The person we marry will be a large part of our future experiences. The decision to have or not have children adds another wrinkle to our life. Whether you elect to study or pursue a trade or start your own business, you will learn and accumulate experiences that will stick.

The midlife crisis was once much ridiculed as self-indulgent and unrealistic. But the more benevolent interpretation is that the so-called “crisis” comes about when someone finds they are living a life, and maybe with a person, not entirely agreeable to them.

They may feel they have missed the mark somehow in making life choices to honor their own inner reality. And time is running out. It is often a time of great change. Marriages break down. And against the stereotype of the boss leaving for his secretary, it is often women who walk out on their marriages in mid-life.

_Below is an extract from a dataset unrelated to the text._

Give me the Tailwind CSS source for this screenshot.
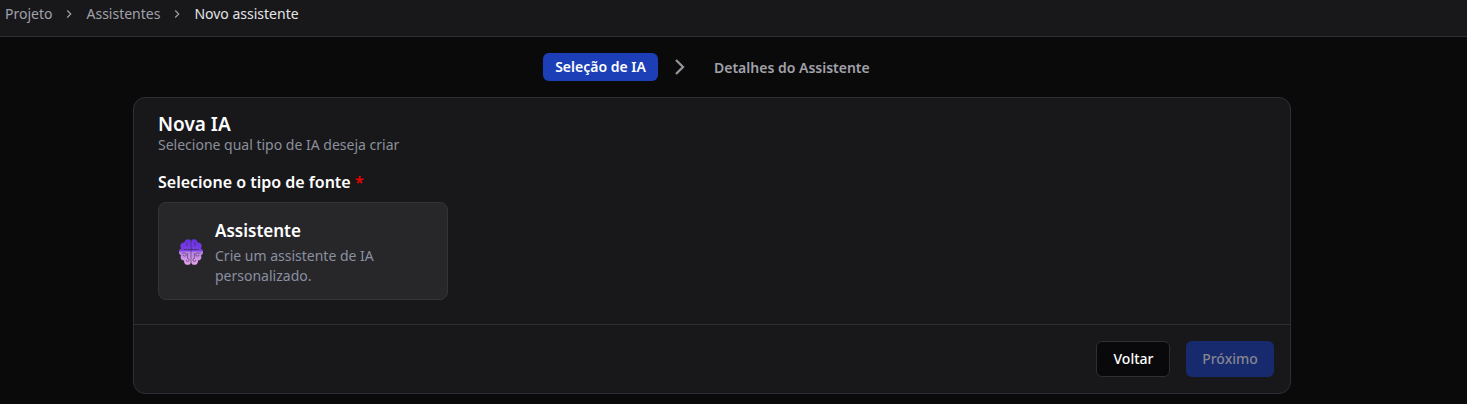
<!DOCTYPE html>
<html lang="en">
  <head>
    <meta charset="utf-8" />
    <meta name="viewport" content="width=device-width, initial-scale=1" />
    <title>Novo assistente</title>
    <script src="https://cdn.jsdelivr.net/npm/@tailwindcss/browser@4"></script>
  </head>
  <body class="bg-[#0a0a0b] text-white font-['Noto_Sans',sans-serif] h-[404px] overflow-hidden">
    <nav class="h-[37px] bg-[#18181b] border-b border-[#2e2e35] flex items-center pl-[5px] pb-[9px] text-sm text-[#a1a1aa]">
      <span>Projeto</span>
      <svg class="w-[14px] h-[14px] mx-[10px]" viewBox="0 0 24 24" fill="none" stroke="currentColor" stroke-width="2"><path d="m9 6 6 6-6 6" /></svg>
      <span>Assistentes</span>
      <svg class="w-[14px] h-[14px] mx-[10px]" viewBox="0 0 24 24" fill="none" stroke="currentColor" stroke-width="2"><path d="m9 6 6 6-6 6" /></svg>
      <span class="text-[#e4e4e7]">Novo assistente</span>
    </nav>
    <div class="flex items-center h-7 mt-4 pl-[543px]">
      <div class="h-7 w-[115px] rounded-md bg-[#1c3fb8] flex items-center justify-center text-sm font-semibold">Seleção de IA</div>
      <svg class="w-6 h-6 ml-[9px] text-[#94949a]" viewBox="0 0 24 24" fill="none" stroke="currentColor" stroke-width="2.3"><path d="m9 5 7 7-7 7" /></svg>
      <div class="ml-[23px] text-sm font-semibold text-[#a1a1aa] pt-px">Detalhes do Assistente</div>
    </div>
    <main class="ml-[133px] mt-4 w-[1158px] h-[297px] rounded-xl border border-[#2e2e35] bg-[#18181b] flex flex-col">
      <div class="flex-1 pl-6 pt-[13px]">
        <h1 class="text-[19px] leading-[26px] font-semibold">Nova IA</h1>
        <p class="text-sm leading-[16px] text-[#8b8f9a]">Selecione qual tipo de IA deseja criar</p>
        <p class="mt-[17px] text-base leading-6 font-semibold">Selecione o tipo de fonte <span class="text-[#f00000]">*</span></p>
        <div class="mt-[8px] w-[290px] h-[98px] rounded-lg border border-[#33333a] bg-[#27272a] flex items-center pl-5">
          <svg class="w-6 h-[26px] shrink-0 mt-[2px]" viewBox="0 0 24 26">
            <defs>
              <linearGradient id="brainFill" gradientUnits="userSpaceOnUse" x1="0" y1="0" x2="0" y2="26">
                <stop offset="0" stop-color="#6a2fe6" />
                <stop offset="0.44" stop-color="#7b40e2" />
                <stop offset="0.52" stop-color="#bb84ea" />
                <stop offset="1" stop-color="#e6a2ea" />
              </linearGradient>
            </defs>
            <g fill="url(#brainFill)">
              <circle cx="9" cy="3.4" r="3.2" />
              <circle cx="15" cy="3.4" r="3.2" />
              <circle cx="5" cy="7" r="3.6" />
              <circle cx="19" cy="7" r="3.6" />
              <circle cx="3.4" cy="13" r="3.4" />
              <circle cx="20.6" cy="13" r="3.4" />
              <circle cx="5" cy="18" r="3.4" />
              <circle cx="19" cy="18" r="3.4" />
              <circle cx="8.6" cy="22.4" r="3.4" />
              <circle cx="15.4" cy="22.4" r="3.4" />
              <rect x="5" y="3" width="14" height="20" />
            </g>
            <path fill="none" stroke="#27272a" stroke-width="1" opacity="0.5" d="M12 1v24M8 3v4.5M16 3v4.5M4.5 10.5H12M19.5 10.5H12M2.5 14h3.2a1.6 1.6 0 1 1-1.6 1.6M21.5 14h-3.2a1.6 1.6 0 1 0 1.6 1.6M8.6 14v5.5a1.5 1.5 0 1 1-1.5 1.5M15.4 14v5.5a1.5 1.5 0 1 0 1.5 1.5" />
          </svg>
          <div class="ml-3">
            <h2 class="text-[17px] leading-6 font-semibold mt-[2px]">Assistente</h2>
            <p class="text-sm leading-5 text-[#8a90a0] w-[200px] mt-[3px]">Crie um assistente de IA personalizado.</p>
          </div>
        </div>
      </div>
      <div class="h-[69px] border-t border-[#2e2e35] flex items-center justify-end gap-4 pr-4">
        <button class="w-[74px] h-9 pl-px rounded-md border border-[#2e2e35] bg-[#09090b] text-sm font-medium">Voltar</button>
        <button class="w-[88px] h-9 rounded-md bg-[#172a6e] text-sm font-medium text-[#85858f]">Próximo</button>
      </div>
    </main>
  </body>
</html>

A sense of urgency can arise when the realization hits that you have lived considerably more years on the planet then you will live in the future. It can sharpen the mind and the focus of your life. this is when we hear more people say things like “I lived my whole early life for my parents, my children and my husband. For the next few decades, I am going to live just for me.”

Sometimes the hand is forced as in case of death. I know more and more women now rethinking their future since they have become widows. What seemed impossible to imagine when they were were living life “coupled up” falls away. Life’s lessons rarely mollycoddle us.

So I’m giving some thought lately to “zero-based budgeting” exercise in this moving exercise. We are making choices about “what stays and what goes.” As stressful and disruptive as the move is, choices are being made to decide what is and isn’t important to keep in our lives.

Not a bad exercise which like much exercise, shapes us as the same time that it strains us. Guess that is all part of the birthing process. One we can frequently repeat throughout our lives to get us closer to the essence of who we really are and what is true for us.